Weg frei für Ökonomin Okonjo-Iweala

Die nigerianische Ökonomin Ngozi Okonjo-Iweala hat sich im Rennen um den Chefposten der Welthandelsorganisation (WTO) durchgesetzt. Die letzte noch verbliebene Kandidatin, die südkoreanische Handelsministerin Yoo Myung Hee, zog ihre Bewerbung zurück. Mit der Bestellung von Okonjo-Iweala würde die WTO auch Geschichte schreiben.

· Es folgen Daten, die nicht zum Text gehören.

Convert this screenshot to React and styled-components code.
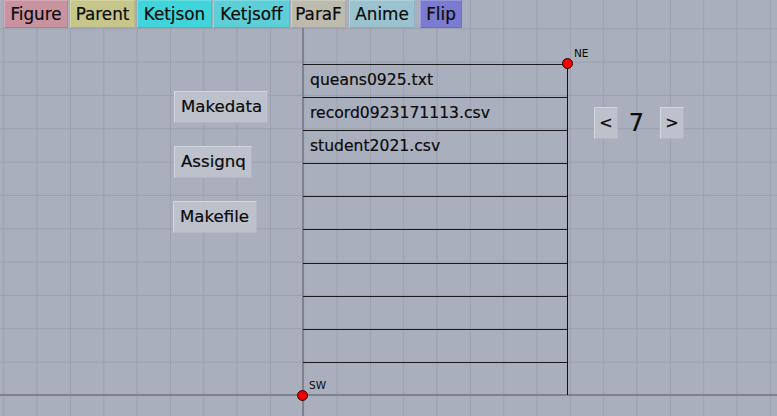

Mit der Nigerianerin sitzt dann nicht nur die erste Frau an der Spitze der Welthandelsorganisation, sondern auch die erste aus Afrika stammende Person. Ihre sechs Vorgänger waren allesamt männlich und kamen aus Irland, Italien, Frankreich, Neuseeland, Brasilien und Thailand. Zwar hätte auch mit Yoo Myung Hee eine Frau die Geschäfte der WTO geleitet. Die Südkoreanerin zog allerdings am Freitag ihre Bewerbung zurück.

Die US-Regierung von Präsident Joe Biden stellte sich hinter Okonjo-Iweala. Die Personalie scheint damit so gut wie besiegelt, denn zuletzt hatte nur die frühere US-Regierung unter Präsident Donald Trump den Sieg der Nigerianerin verhindert. Schon im vergangenen Oktober hatte sich die EU geschlossen für die Ökonomin und Ex-Finanzministerin Nigerias ausgesprochen. Anfang März wird der Generalrat der WTO-Mitglieder tagen, der die Ernennung beschließen müsste. Möglich wäre aber auch eine frühere Einberufung des Rates.

WHO-Chef gratulierte Okonjo-Iweala

Der bisherige WTO-Generaldirektor Roberto Azevedo war im August 2020 ein Jahr vor dem regulären Ende seiner zweiten Amtszeit zurückgetreten, aus familiären Gründen, wie es hieß. Okonjo-Iweala (66) setzte sich unter mehreren Kandidaten bei 163 der 164 WTO-Mitgliedsländer als Nachfolgerin durch.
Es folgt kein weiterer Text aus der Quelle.